■ **OBJECTIVE**: Which lines include the word "this"? Copy each of them.

■ **INFORMATION SUPPLIED**:
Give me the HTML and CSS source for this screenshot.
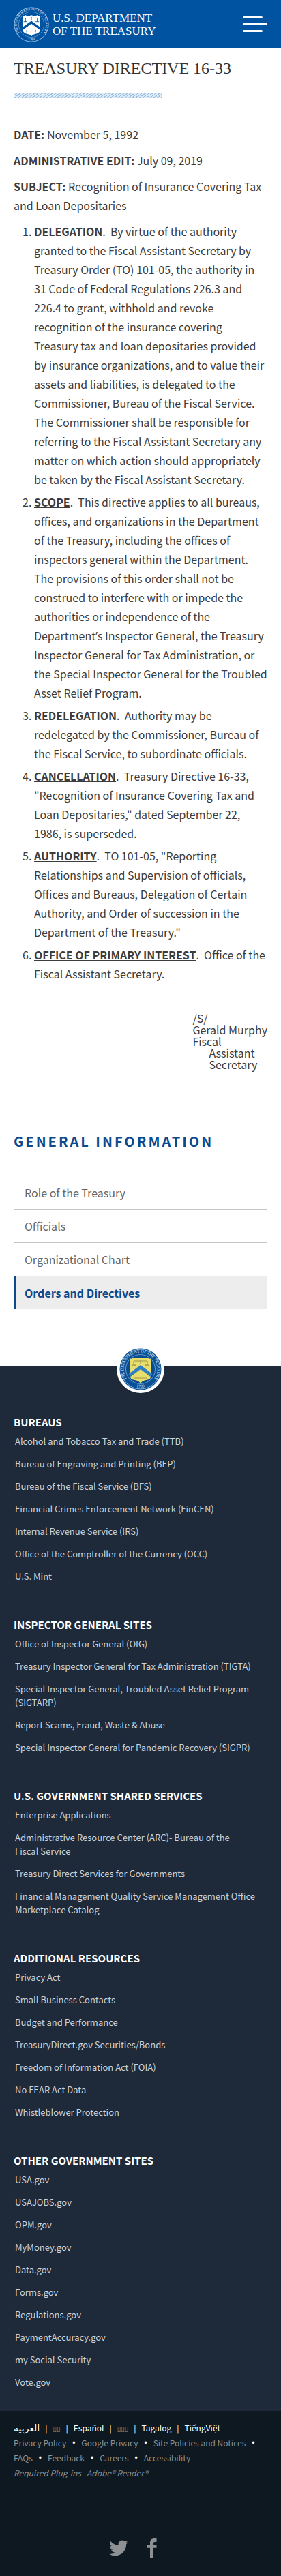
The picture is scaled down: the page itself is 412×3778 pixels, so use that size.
FILE: index.html
```html
<!DOCTYPE html>
<html lang="en">
<head>
<meta charset="utf-8">
<meta name="viewport" content="width=device-width, initial-scale=1">
<title>Treasury Directive 16-33</title>
<link rel="stylesheet" href="styles.css">
</head>
<body>
<header class="site-header">
  <a class="brand" href="#">
    <svg class="brand-seal" viewBox="0 0 60 60" aria-hidden="true">
      <defs>
        <path id="ring-top" d="M9.500 43.500A24.500 24.500 0 1 1 50.500 43.500"/>
        <path id="ring-bottom" d="M18 54A27 27 0 0 0 42 54"/>
      </defs>
      <circle cx="30" cy="30" r="29" fill="none" stroke="#a9c9ea" stroke-width="1"/>
      <circle cx="30" cy="30" r="21.500" fill="none" stroke="#7ba9d8" stroke-width=".8"/>
      <text class="seal-text" fill="#e4effa"><textPath href="#ring-top" startOffset="50%" text-anchor="middle">THE DEPARTMENT OF THE TREASURY</textPath></text>
      <text class="seal-text" fill="#e4effa"><textPath href="#ring-bottom" startOffset="50%" text-anchor="middle">1789</textPath></text>
      <path fill="#fff" d="M15 16q4 0 5-2 4 2 10 0 6 2 10 0 1 2 5 2v21q0 8-8 9-5 1-7 4-2-3-7-4-8-1-8-9z"/>
      <path fill="none" stroke="#0053a1" stroke-width="4" d="M15 37l15-11 15 11"/>
      <path fill="none" stroke="#0053a1" stroke-width="1" d="M20 19h20M30 17v5M20 19v6M40 19v6M17 25h6M37 25h6M22 41h15M37 39v4M22 39v4"/>
    </svg>
    <span class="brand-name">U.S. DEPARTMENT<br>OF THE TREASURY</span>
  </a>
  <button class="menu-button" type="button" aria-label="Open menu">
    <span class="bar"></span><span class="bar bar-long"></span><span class="bar"></span>
  </button>
</header>

<main class="content">
  <h1 class="title">TREASURY DIRECTIVE 16-33</h1>
  <div class="stripe"></div>
  <article class="directive">
    <p><b>DATE:</b> November 5, 1992</p>
    <p><b>ADMINISTRATIVE EDIT:</b> July 09, 2019</p>
    <p><b>SUBJECT:</b> Recognition of Insurance Covering Tax and Loan Depositaries</p>
    <ol class="clauses">
      <li><b class="clause">DELEGATION</b>.&nbsp; By virtue of the authority granted to the Fiscal Assistant Secretary by Treasury Order (TO) 101-05, the authority in 31 Code of Federal Regulations 226.3 and 226.4 to grant, withhold and revoke recognition of the insurance covering Treasury&nbsp;tax and loan depositaries provided by insurance organizations, and to value their assets and liabilities, is delegated to the Commissioner, Bureau of the Fiscal Service. The Commissioner shall be responsible for referring to the Fiscal Assistant Secretary any matter on which action should appropriately be taken by the Fiscal Assistant Secretary.</li>
      <li><b class="clause">SCOPE</b>.&nbsp; This directive applies to all bureaus, offices, and organizations in the Department of the Treasury, including the offices of inspectors general within the Department. The provisions of this order shall not be construed to interfere with or impede the authorities or independence of the Department<span class="mark">’</span>s Inspector General, the Treasury Inspector General for Tax Administration, or the Special Inspector General for the Troubled Asset Relief Program.</li>
      <li><b class="clause">REDELEGATION</b>.&nbsp; Authority may be redelegated by the Commissioner, Bureau of the Fiscal Service, to subordinate officials.</li>
      <li><b class="clause">CANCELLATION</b>.&nbsp; Treasury Directive 16-33, "Recognition of Insurance Covering Tax and Loan Depositaries," dated September 22, 1986, is superseded.</li>
      <li><b class="clause">AUTHORITY</b>.&nbsp; TO 101-05, "Reporting Relationships and Supervision of officials, Offices and Bureaus, Delegation of Certain Authority, and Order of succession in the Department of the Treasury."</li>
      <li><b class="clause">OFFICE OF PRIMARY INTEREST</b>.&nbsp; Office of the Fiscal Assistant Secretary.</li>
    </ol>
    <div class="signature">
      <div>/S/</div>
      <div>Gerald Murphy</div>
      <div>Fiscal</div>
      <div class="signature-role">Assistant<br>Secretary</div>
    </div>
  </article>

  <nav class="section-nav" aria-labelledby="section-title">
    <h2 class="section-title" id="section-title">GENERAL INFORMATION</h2>
    <ul class="section-list">
      <li><a href="#">Role of the Treasury</a></li>
      <li><a href="#">Officials</a></li>
      <li><a href="#">Organizational Chart</a></li>
      <li class="active"><a href="#" aria-current="page">Orders and Directives</a></li>
    </ul>
  </nav>
</main>

<footer class="site-footer">
  <div class="links-area">
    <svg class="footer-seal" viewBox="-5 -5 70 70" aria-hidden="true">
      <circle cx="30" cy="30" r="35" fill="#fff"/>
      <circle cx="30" cy="30" r="30.500" fill="#0b4f94"/>
      <circle cx="30" cy="30" r="29" fill="none" stroke="#86b6dc" stroke-width="1"/>
      <circle cx="30" cy="30" r="21.500" fill="#0b4c90" stroke="#5d9fd4" stroke-width="1"/>
      <text class="seal-text" fill="#d4e8f7"><textPath href="#ring-top" startOffset="50%" text-anchor="middle">THE DEPARTMENT OF THE TREASURY</textPath></text>
      <text class="seal-text" fill="#d4e8f7"><textPath href="#ring-bottom" startOffset="50%" text-anchor="middle">1789</textPath></text>
      <path fill="#e9de6b" d="M14 15q4 0 6-2 4 2 10 0 6 2 10 0 2 2 6 2v23q0 7-8 8-6 1-8 5-2-4-8-5-8-1-8-8z"/>
      <path fill="none" stroke="#2f7fc4" stroke-width="5" d="M14 39l16-12 16 12"/>
      <path fill="none" stroke="#9b9550" stroke-width="1" d="M20 18h20M30 16v6M20 18v6M40 18v6M17 24q3 3 6 0zM37 24q3 3 6 0zM20 43h20"/>
    </svg>
    <section class="link-group">
      <h2>BUREAUS</h2>
      <ul>
        <li><a href="#">Alcohol and Tobacco Tax and Trade (TTB)</a></li>
        <li><a href="#">Bureau of Engraving and Printing (BEP)</a></li>
        <li><a href="#">Bureau of the Fiscal Service (BFS)</a></li>
        <li><a href="#">Financial Crimes Enforcement Network (FinCEN)</a></li>
        <li><a href="#">Internal Revenue Service (IRS)</a></li>
        <li><a href="#">Office of the Comptroller of the Currency (OCC)</a></li>
        <li><a href="#">U.S. Mint</a></li>
      </ul>
    </section>
    <section class="link-group">
      <h2>INSPECTOR GENERAL SITES</h2>
      <ul>
        <li><a href="#">Office of Inspector General (OIG)</a></li>
        <li><a href="#">Treasury Inspector General for Tax Administration (TIGTA)</a></li>
        <li><a href="#">Special Inspector General, Troubled Asset Relief Program (SIGTARP)</a></li>
        <li><a href="#">Report Scams, Fraud, Waste &amp; Abuse</a></li>
        <li><a href="#">Special Inspector General for Pandemic Recovery (SIGPR)</a></li>
      </ul>
    </section>
    <section class="link-group">
      <h2>U.S. GOVERNMENT SHARED SERVICES</h2>
      <ul>
        <li><a href="#">Enterprise Applications</a></li>
        <li><a href="#">Administrative Resource Center (ARC)- Bureau of the Fiscal&nbsp;Service</a></li>
        <li><a href="#">Treasury Direct Services for Governments</a></li>
        <li><a href="#">Financial Management Quality Service Management Office Marketplace Catalog</a></li>
      </ul>
    </section>
    <section class="link-group">
      <h2>ADDITIONAL RESOURCES</h2>
      <ul>
        <li><a href="#">Privacy Act</a></li>
        <li><a href="#">Small Business Contacts</a></li>
        <li><a href="#">Budget and Performance</a></li>
        <li><a href="#">TreasuryDirect.gov Securities/Bonds</a></li>
        <li><a href="#">Freedom of Information Act (FOIA)</a></li>
        <li><a href="#">No FEAR Act Data</a></li>
        <li><a href="#">Whistleblower Protection</a></li>
      </ul>
    </section>
    <section class="link-group">
      <h2>OTHER GOVERNMENT SITES</h2>
      <ul>
        <li><a href="#">USA.gov</a></li>
        <li><a href="#">USAJOBS.gov</a></li>
        <li><a href="#">OPM.gov</a></li>
        <li><a href="#">MyMoney.gov</a></li>
        <li><a href="#">Data.gov</a></li>
        <li><a href="#">Forms.gov</a></li>
        <li><a href="#">Regulations.gov</a></li>
        <li><a href="#">PaymentAccuracy.gov</a></li>
        <li><a href="#">my Social Security</a></li>
        <li><a href="#">Vote.gov</a></li>
      </ul>
    </section>
  </div>
  <div class="legal">
    <ul class="languages">
      <li><a class="arabic" href="#" lang="ar">العربية</a></li>
      <li><a class="boxes" href="#">▯▯</a></li>
      <li><a href="#" lang="es">Español</a></li>
      <li><a class="boxes" href="#">▯▯▯</a></li>
      <li><a href="#" lang="tl">Tagalog</a></li>
      <li><a href="#" lang="vi">TiếngViệt</a></li>
    </ul>
    <ul class="policies">
      <li><a href="#">Privacy Policy</a></li>
      <li><a href="#">Google Privacy</a></li>
      <li><a href="#">Site Policies and Notices</a></li>
      <li><a href="#">FAQs</a></li>
      <li><a href="#">Feedback</a></li>
      <li><a href="#">Careers</a></li>
      <li><a href="#">Accessibility</a></li>
    </ul>
    <p class="plugins"><span>Required Plug-ins</span><a href="#">Adobe® Reader®</a></p>
    <div class="social">
      <a href="#" aria-label="Twitter"><svg width="28" height="28" viewBox="0 0 24 24" fill="#8d9194"><path d="M23.950 4.570a10 10 0 0 1-2.820.770 4.960 4.960 0 0 0 2.160-2.720c-.950.550-2 .950-3.130 1.180a4.920 4.920 0 0 0-8.380 4.480C7.690 8.090 4.070 6.130 1.640 3.160a4.920 4.920 0 0 0 1.520 6.570 4.900 4.900 0 0 1-2.230-.610v.060a4.920 4.920 0 0 0 3.950 4.830 5 5 0 0 1-2.210.080 4.940 4.940 0 0 0 4.600 3.420A9.870 9.870 0 0 1 0 19.540a14 14 0 0 0 7.550 2.210c9.050 0 14-7.500 14-13.980 0-.210 0-.420-.020-.630a9.940 9.940 0 0 0 2.460-2.550z"/></svg></a>
      <a href="#" aria-label="Facebook"><svg width="14" height="28" viewBox="0 0 14 28" fill="#8d9194"><path d="M13.500 0v5h-2.700C9.300 5 9 5.800 9 7v2.500h4.500v4.300H9V28H4V13.800H0V9.500h4V6c0-4 2.500-6 6-6z"/></svg></a>
    </div>
  </div>
</footer>
</body>
</html>
```
FILE: styles.css
```css
* { box-sizing: border-box; }

body {
  margin: 0;
  background: #fff;
  color: #3c3c3c;
  font-family: "Noto Sans CJK SC", "DejaVu Sans", sans-serif;
  font-size: 16px;
  line-height: 28px;
}

ul, ol, p, h1, h2 { margin: 0; padding: 0; }
ul { list-style: none; }
a { color: inherit; text-decoration: none; }

.site-header {
  display: flex;
  align-items: center;
  justify-content: space-between;
  height: 71px;
  padding: 0 20px;
  background: #0053a1;
}
.brand { display: flex; align-items: center; gap: 5px; color: #fff; }
.brand-seal { width: 52px; height: 52px; }
.brand-name { font-family: "Liberation Serif", serif; font-size: 17px; line-height: 19px; }
.seal-text { font-family: "Liberation Serif", serif; font-size: 6px; }
.menu-button {
  display: flex;
  flex-direction: column;
  gap: 7px;
  width: 36px;
  padding: 0;
  border: 0;
  background: none;
}
.bar { width: 29px; height: 3px; border-radius: 2px; background: #fff; }
.bar-long { width: 36px; }

.content { padding: 11px 20px 83px; }
.title {
  color: #333;
  font: 400 24px/36px "Liberation Serif", serif;
}
.stripe {
  width: 218px;
  height: 8px;
  margin: 18px 0 39px;
  background: repeating-linear-gradient(145deg, #9dbfe0 0 1px, #dceaf8 1px 3px);
}
.directive p { margin-bottom: 10px; }
.clauses { margin-right: -2px; padding-left: 30px; }
.clauses li { margin-bottom: 5px; }
.clause { text-decoration: underline; }
.mark { font-family: "Open Sans", sans-serif; line-height: 1; }
.signature {
  width: fit-content;
  margin: 43px 0 0 auto;
  line-height: 17px;
}
.signature-role { padding-left: 24px; }

.section-nav { margin-top: 90px; }
.section-title {
  color: #0b4a8c;
  font-size: 20px;
  letter-spacing: 3px;
}
.section-list { margin-top: 37px; color: #666; }
.section-list li { border-bottom: 1px solid #c4c4c4; }
.section-list a { display: block; padding: 10px 16px; }
.section-list .active {
  border-left: 4px solid #0b4a8c;
  border-bottom: 0;
  background: #ededed;
  color: #0b4a8c;
  font-weight: 700;
}
.section-list .active a { padding-left: 12px; }

.links-area {
  position: relative;
  padding: 71px 20px 32px;
  background: #1e2a3a;
  color: #ccd2d8;
  font-size: 13px;
  line-height: 20px;
}
.footer-seal {
  position: absolute;
  top: -30px;
  left: calc(50% - 35px);
  width: 70px;
  height: 70px;
}
.link-group + .link-group { margin-top: 49px; }
.link-group h2 { color: #fff; font-size: 15px; font-weight: 700; line-height: 24px; }
.link-group ul { display: grid; gap: 13px; padding: 6px 0 0 2px; }

.legal {
  padding: 14px 20px 27px;
  background: #0d1820;
  color: #8d9194;
  font-size: 12px;
  line-height: 22px;
}
.languages, .policies { display: flex; flex-wrap: wrap; color: #fff; }
.languages li { height: 22px; }
.languages li + li::before { content: "|"; padding: 0 8px; }
.arabic { font-family: "DejaVu Sans", sans-serif; font-size: 14px; }
.boxes { color: #8d9194; font-size: 10px; }
.policies a { color: #8d9194; }
.policies li { display: flex; }
.policies li:not(:last-child)::after {
  content: "•";
  padding: 0 9px;
  color: #fff;
  font-family: "Liberation Sans", sans-serif;
}
.plugins { display: flex; gap: 8px; font-style: italic; }
.social {
  display: flex;
  align-items: center;
  justify-content: center;
  gap: 28px;
  margin: 85px 22px 0 0;
}
.social svg { display: block; }
```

■ **ANSWER FOR THE TASK**:
Give me the HTML and CSS source for this screenshot.
      <li><b class="clause">SCOPE</b>.&nbsp; This directive applies to all bureaus, offices, and organizations in the Department of the Treasury, including the offices of inspectors general within the Department. The provisions of this order shall not be construed to interfere with or impede the authorities or independence of the Department<span class="mark">’</span>s Inspector General, the Treasury Inspector General for Tax Administration, or the Special Inspector General for the Troubled Asset Relief Program.</li>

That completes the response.